Provide only the number of lines where "code" occurs.
============================================================
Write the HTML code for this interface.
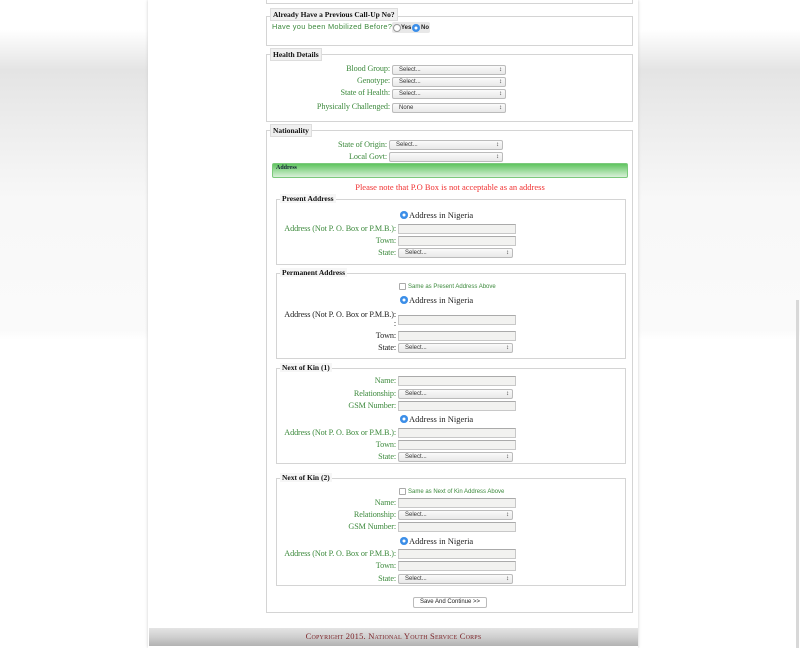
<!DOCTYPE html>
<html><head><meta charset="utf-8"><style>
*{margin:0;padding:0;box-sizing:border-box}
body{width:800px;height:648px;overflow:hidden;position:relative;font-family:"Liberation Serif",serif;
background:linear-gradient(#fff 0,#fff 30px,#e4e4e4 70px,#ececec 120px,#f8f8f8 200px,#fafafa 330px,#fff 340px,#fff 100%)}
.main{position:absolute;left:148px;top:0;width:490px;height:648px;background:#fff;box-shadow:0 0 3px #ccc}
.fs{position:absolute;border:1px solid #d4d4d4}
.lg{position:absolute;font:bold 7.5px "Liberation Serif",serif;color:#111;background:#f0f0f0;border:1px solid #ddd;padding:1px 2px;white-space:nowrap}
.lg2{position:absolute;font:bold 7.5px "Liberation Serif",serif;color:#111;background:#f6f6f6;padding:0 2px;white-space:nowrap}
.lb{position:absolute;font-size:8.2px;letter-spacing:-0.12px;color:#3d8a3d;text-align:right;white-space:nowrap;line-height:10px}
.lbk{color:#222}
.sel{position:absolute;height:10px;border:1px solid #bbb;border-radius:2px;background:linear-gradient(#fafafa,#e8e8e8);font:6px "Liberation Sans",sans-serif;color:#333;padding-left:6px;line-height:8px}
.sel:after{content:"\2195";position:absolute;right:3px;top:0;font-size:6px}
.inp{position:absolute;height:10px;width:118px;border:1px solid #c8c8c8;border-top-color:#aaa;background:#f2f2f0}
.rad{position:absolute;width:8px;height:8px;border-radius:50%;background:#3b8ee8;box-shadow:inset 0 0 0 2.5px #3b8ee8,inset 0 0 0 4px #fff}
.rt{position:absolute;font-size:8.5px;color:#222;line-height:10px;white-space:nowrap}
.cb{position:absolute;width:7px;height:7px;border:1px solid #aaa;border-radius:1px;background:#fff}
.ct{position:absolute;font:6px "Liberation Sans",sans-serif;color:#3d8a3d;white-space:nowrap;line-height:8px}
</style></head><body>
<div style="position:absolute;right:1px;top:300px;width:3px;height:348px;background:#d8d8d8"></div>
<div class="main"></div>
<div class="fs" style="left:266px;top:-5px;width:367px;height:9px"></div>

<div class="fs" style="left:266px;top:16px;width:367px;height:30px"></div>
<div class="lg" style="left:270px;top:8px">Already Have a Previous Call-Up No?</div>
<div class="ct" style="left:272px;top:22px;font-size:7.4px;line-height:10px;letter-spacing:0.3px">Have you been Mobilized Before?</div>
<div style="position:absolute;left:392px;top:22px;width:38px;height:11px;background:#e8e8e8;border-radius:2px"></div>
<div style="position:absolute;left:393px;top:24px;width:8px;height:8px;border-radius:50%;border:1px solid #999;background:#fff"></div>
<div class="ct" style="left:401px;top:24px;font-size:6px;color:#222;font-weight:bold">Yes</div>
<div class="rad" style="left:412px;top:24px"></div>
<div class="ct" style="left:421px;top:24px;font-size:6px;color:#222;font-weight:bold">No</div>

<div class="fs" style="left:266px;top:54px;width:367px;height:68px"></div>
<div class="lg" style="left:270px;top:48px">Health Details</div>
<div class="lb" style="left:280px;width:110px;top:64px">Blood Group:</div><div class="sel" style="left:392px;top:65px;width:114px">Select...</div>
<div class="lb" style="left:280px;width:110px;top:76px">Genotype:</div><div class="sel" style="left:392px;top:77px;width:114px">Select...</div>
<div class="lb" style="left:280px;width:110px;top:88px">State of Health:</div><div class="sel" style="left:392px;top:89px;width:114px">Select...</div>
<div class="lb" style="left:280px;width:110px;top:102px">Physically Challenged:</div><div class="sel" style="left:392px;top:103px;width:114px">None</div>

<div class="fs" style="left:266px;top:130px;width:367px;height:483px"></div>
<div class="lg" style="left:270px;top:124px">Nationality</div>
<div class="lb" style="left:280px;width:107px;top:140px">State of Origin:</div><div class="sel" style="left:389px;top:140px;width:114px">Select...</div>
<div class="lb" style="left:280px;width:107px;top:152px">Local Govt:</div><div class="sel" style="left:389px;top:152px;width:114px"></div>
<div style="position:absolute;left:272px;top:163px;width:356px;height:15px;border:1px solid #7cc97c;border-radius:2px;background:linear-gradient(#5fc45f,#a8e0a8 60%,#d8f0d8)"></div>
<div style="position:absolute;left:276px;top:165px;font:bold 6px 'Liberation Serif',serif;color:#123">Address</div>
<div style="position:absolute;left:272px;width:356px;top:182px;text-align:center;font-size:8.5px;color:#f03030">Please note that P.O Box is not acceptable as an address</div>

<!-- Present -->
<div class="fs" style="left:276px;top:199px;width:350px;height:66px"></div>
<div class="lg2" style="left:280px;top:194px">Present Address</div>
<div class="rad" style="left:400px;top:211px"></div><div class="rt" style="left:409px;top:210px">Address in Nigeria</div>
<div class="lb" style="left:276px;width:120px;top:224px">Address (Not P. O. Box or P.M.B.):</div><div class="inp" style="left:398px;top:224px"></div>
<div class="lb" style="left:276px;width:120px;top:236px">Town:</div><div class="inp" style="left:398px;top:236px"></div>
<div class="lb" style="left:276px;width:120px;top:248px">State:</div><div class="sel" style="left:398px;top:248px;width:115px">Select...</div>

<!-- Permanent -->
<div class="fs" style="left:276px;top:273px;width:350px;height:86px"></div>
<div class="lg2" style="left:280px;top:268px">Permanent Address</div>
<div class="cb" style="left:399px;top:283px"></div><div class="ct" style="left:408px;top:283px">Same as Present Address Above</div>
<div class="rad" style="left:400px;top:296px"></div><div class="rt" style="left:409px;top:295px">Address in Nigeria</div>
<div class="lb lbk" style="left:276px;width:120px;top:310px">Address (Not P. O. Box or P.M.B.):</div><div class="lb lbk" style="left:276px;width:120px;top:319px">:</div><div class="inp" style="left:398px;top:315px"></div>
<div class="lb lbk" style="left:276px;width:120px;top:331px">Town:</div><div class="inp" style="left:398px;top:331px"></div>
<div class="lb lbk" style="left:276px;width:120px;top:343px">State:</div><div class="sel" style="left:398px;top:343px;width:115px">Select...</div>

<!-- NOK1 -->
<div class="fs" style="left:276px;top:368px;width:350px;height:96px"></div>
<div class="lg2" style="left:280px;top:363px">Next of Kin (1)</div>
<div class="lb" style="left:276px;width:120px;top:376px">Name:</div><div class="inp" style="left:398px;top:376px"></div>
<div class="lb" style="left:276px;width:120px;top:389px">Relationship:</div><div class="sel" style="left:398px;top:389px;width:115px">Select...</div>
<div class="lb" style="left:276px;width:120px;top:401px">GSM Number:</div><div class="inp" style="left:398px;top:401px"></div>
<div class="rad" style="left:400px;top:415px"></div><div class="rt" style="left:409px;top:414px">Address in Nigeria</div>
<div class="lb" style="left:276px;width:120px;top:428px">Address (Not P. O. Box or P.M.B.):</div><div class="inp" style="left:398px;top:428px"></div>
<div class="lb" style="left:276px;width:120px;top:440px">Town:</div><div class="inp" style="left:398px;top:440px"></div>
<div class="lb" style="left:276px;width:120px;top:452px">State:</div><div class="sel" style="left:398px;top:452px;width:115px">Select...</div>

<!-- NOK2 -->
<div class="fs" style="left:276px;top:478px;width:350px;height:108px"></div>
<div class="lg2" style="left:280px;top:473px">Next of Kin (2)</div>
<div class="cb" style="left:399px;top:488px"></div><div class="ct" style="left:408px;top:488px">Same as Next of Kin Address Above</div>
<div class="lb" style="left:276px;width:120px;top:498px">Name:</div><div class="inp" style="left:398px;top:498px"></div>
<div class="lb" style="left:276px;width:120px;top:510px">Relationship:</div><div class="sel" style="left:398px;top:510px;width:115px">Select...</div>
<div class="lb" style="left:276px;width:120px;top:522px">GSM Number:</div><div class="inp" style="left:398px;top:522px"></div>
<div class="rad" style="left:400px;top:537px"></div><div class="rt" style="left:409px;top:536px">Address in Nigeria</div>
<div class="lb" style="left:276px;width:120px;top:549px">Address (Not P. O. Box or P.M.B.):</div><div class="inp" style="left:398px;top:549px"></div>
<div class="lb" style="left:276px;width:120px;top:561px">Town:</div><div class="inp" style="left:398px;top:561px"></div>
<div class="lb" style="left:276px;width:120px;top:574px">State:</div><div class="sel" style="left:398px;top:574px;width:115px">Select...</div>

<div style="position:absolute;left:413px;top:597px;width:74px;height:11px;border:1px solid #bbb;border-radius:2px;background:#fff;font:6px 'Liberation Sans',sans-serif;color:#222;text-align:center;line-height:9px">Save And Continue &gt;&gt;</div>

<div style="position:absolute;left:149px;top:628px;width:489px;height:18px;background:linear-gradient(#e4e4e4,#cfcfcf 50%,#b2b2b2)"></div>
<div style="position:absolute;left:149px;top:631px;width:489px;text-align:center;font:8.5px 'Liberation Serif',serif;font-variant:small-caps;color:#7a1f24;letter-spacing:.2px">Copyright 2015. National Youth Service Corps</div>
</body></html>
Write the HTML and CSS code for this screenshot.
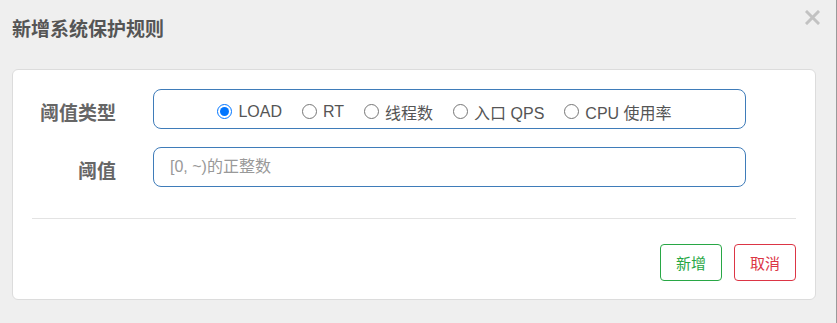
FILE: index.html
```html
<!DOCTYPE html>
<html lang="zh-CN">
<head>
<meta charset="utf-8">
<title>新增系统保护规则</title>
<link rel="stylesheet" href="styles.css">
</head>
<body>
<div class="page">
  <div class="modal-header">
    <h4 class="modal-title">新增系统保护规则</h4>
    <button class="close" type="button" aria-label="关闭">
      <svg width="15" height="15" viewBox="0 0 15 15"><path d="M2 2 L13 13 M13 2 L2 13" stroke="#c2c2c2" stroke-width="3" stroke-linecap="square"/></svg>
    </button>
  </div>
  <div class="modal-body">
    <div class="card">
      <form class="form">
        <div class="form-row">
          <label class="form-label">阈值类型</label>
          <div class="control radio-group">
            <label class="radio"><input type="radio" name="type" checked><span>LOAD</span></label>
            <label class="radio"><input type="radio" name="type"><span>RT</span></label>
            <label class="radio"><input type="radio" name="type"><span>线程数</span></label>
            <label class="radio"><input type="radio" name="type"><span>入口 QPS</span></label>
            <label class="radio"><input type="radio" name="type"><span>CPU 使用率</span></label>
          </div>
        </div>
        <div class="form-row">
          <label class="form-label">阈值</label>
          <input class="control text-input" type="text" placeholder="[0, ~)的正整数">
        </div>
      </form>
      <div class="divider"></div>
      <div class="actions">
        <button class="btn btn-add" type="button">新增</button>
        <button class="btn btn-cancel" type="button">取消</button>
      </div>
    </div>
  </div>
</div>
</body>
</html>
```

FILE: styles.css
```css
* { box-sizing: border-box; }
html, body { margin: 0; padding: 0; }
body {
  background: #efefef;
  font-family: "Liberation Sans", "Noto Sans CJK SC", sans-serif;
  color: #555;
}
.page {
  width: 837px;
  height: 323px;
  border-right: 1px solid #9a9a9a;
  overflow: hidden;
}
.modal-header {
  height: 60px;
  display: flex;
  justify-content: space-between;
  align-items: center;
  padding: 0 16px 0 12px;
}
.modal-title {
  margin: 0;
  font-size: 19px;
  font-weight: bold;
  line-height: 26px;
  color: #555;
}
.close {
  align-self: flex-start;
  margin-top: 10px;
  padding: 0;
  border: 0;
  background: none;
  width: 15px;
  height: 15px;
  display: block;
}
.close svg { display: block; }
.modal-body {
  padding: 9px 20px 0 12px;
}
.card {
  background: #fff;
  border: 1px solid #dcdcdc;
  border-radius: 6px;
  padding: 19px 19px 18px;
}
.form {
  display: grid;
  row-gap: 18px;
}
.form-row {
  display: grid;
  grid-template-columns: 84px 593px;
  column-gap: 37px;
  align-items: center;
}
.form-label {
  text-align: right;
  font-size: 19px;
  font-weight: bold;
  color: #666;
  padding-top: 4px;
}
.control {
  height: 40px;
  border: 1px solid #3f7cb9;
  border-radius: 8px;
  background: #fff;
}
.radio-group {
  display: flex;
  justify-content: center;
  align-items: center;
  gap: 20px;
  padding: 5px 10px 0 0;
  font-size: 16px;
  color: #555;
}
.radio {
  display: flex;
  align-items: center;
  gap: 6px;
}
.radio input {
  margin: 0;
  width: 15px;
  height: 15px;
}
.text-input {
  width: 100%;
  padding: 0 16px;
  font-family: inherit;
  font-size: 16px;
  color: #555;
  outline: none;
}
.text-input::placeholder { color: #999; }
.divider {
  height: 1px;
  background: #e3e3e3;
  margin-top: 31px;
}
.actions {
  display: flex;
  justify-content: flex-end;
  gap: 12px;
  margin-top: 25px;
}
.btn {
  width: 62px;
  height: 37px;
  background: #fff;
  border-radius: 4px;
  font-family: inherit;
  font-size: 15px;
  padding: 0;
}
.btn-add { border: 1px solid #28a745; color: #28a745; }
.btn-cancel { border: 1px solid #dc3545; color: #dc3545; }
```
============================================================
SOLUTION FOR THIS PROBLEM:
2